The QR factorization routine in Julia can be used to reconstruct either the full or the compact QR decomposition. Internally, it stores neither the smaller \(Q_1\) nor the full matrix \(Q\) explicitly; rather, it uses a compact representation of the matrix as a product of Householder reflectors, as we will discuss next time.
SVD
The full QR decomposition is useful because orthogonal transformations do not change lengths. Hence, the QR factorization lets us change to a coordinate system where the problem is simple without changing the problem in any fundamental way.

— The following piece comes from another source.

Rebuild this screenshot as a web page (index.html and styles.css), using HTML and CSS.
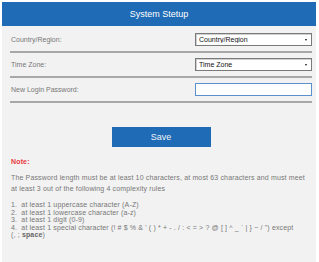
FILE: index.html
```html
<!DOCTYPE html>
<html>
<head>
    <title>System Stetup</title>
    <link rel="stylesheet" href="styles.css">
</head>
<body>
    <div class="panel">
        <div class="header">System Stetup</div>

        <form class="setup-form">
            <div class="row">
                <label for="country">Country/Region:</label>
                <div class="select-wrap">
                    <select id="country" name="country">
                        <option>Country/Region</option>
                    </select>
                    <span class="arrow"></span>
                </div>
            </div>

            <div class="row">
                <label for="timezone">Time Zone:</label>
                <div class="select-wrap">
                    <select id="timezone" name="timezone">
                        <option>Time Zone</option>
                    </select>
                    <span class="arrow"></span>
                </div>
            </div>

            <div class="row">
                <label for="password">New Login Password:</label>
                <input type="password" id="password" name="password">
            </div>

            <div class="actions">
                <button type="button" class="save-btn">Save</button>
            </div>
        </form>

        <div class="note">
            <div class="note-title">Note:</div>
            <p>The Password length must be at least 10 characters, at most 63 characters and must meet at least 3 out of the following 4 complexity rules</p>
            <ol>
                <li>at least 1 uppercase character (A-Z)</li>
                <li>at least 1 lowercase character (a-z)</li>
                <li>at least 1 digit (0-9)</li>
                <li>at least 1 special character (! # $ % &amp; ' ( ) * + - . / : &lt; = &gt; ? @ [ ] ^ _ ` | } ~ / ") except <span class="nowrap">(, ; <b>space</b>)</span></li>
            </ol>
        </div>
    </div>
</body>
</html>
```
FILE: styles.css
```css
body {
    font-family: 'Liberation Sans', Arial, sans-serif;
    font-size: 7px;
    margin: 0;
    padding: 2px 3px 0 2px;
    background-color: #fff;
}

.panel {
    background-color: #f2f2f2;
    min-height: 260px;
}

.header {
    height: 24px;
    line-height: 24px;
    background-color: #1f6bb5;
    color: #fff;
    text-align: center;
    font-size: 9px;
}

.setup-form {
    padding: 2px 4px 0 8px;
}

.row {
    display: flex;
    justify-content: space-between;
    align-items: center;
    height: 23px;
    border-bottom: 2px solid #a8a8a8;
}

label {
    color: #777;
    padding-left: 1px;
}

.select-wrap {
    position: relative;
    width: 117px;
    height: 13px;
}

select {
    appearance: none;
    -webkit-appearance: none;
    width: 117px;
    height: 13px;
    margin: 0;
    padding: 0 0 0 3px;
    border: 1px solid #7a7a7a;
    border-radius: 0;
    box-shadow: inset 1px 1px 0 #d0d0d0;
    background-color: #fff;
    color: #111;
    font-family: inherit;
    font-size: 7px;
}

.arrow {
    position: absolute;
    right: 5px;
    top: 6px;
    border-left: 1.5px solid transparent;
    border-right: 1.5px solid transparent;
    border-top: 2px solid #111;
}

input[type="password"] {
    width: 117px;
    height: 13px;
    margin: 0;
    padding: 0;
    box-sizing: border-box;
    border: 1px solid #5a90cc;
    background-color: #fff;
    outline: none;
}

.actions {
    text-align: center;
    padding-top: 24px;
}

.save-btn {
    width: 99px;
    height: 20px;
    border: none;
    background-color: #1f6bb5;
    color: #eef3fa;
    font-family: inherit;
    font-size: 9px;
    cursor: pointer;
}

.note {
    padding: 10px 5px 0 9px;
    color: #777;
    letter-spacing: 0.15px;
}

.note-title {
    color: #e8383d;
    font-weight: bold;
    line-height: 9px;
}

.note p {
    margin: 6px 0 0 0;
    line-height: 11px;
}

.note ol {
    margin: 7px 0 0 0;
    padding: 0;
    list-style-position: inside;
    line-height: 7.5px;
}

.note li::marker {
    content: counter(list-item) ".  ";
    white-space: pre;
}

.nowrap {
    white-space: nowrap;
}

.note b {
    color: #666;
}
```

The same is true of the SVD, which we write as \[\begin{aligned} A &= \begin{bmatrix} U_1 & U_2 \end{bmatrix} \begin{bmatrix} \Sigma \\ 0 \end{bmatrix} V^T & & \mbox{Full SVD} \\ &= U_1 \Sigma V^T & & \mbox{Economy SVD}. \end{aligned}\] As with the QR factorization, we can apply an orthogonal transformation involving the factor \(U\) that makes the least squares residual norm simple: \[ \|U^T r\|^2 = \left\| \begin{bmatrix} U_1^T b \\ U_2^T b \end{bmatrix} - \begin{bmatrix} \Sigma V^T \\ 0 \end{bmatrix} x \right\| = \|U_1^T b - \Sigma V^T x\|^2 + \|U_2^T b\|^2, \] and we can minimize by setting \(x = V \Sigma^{-1} U_1^T b\).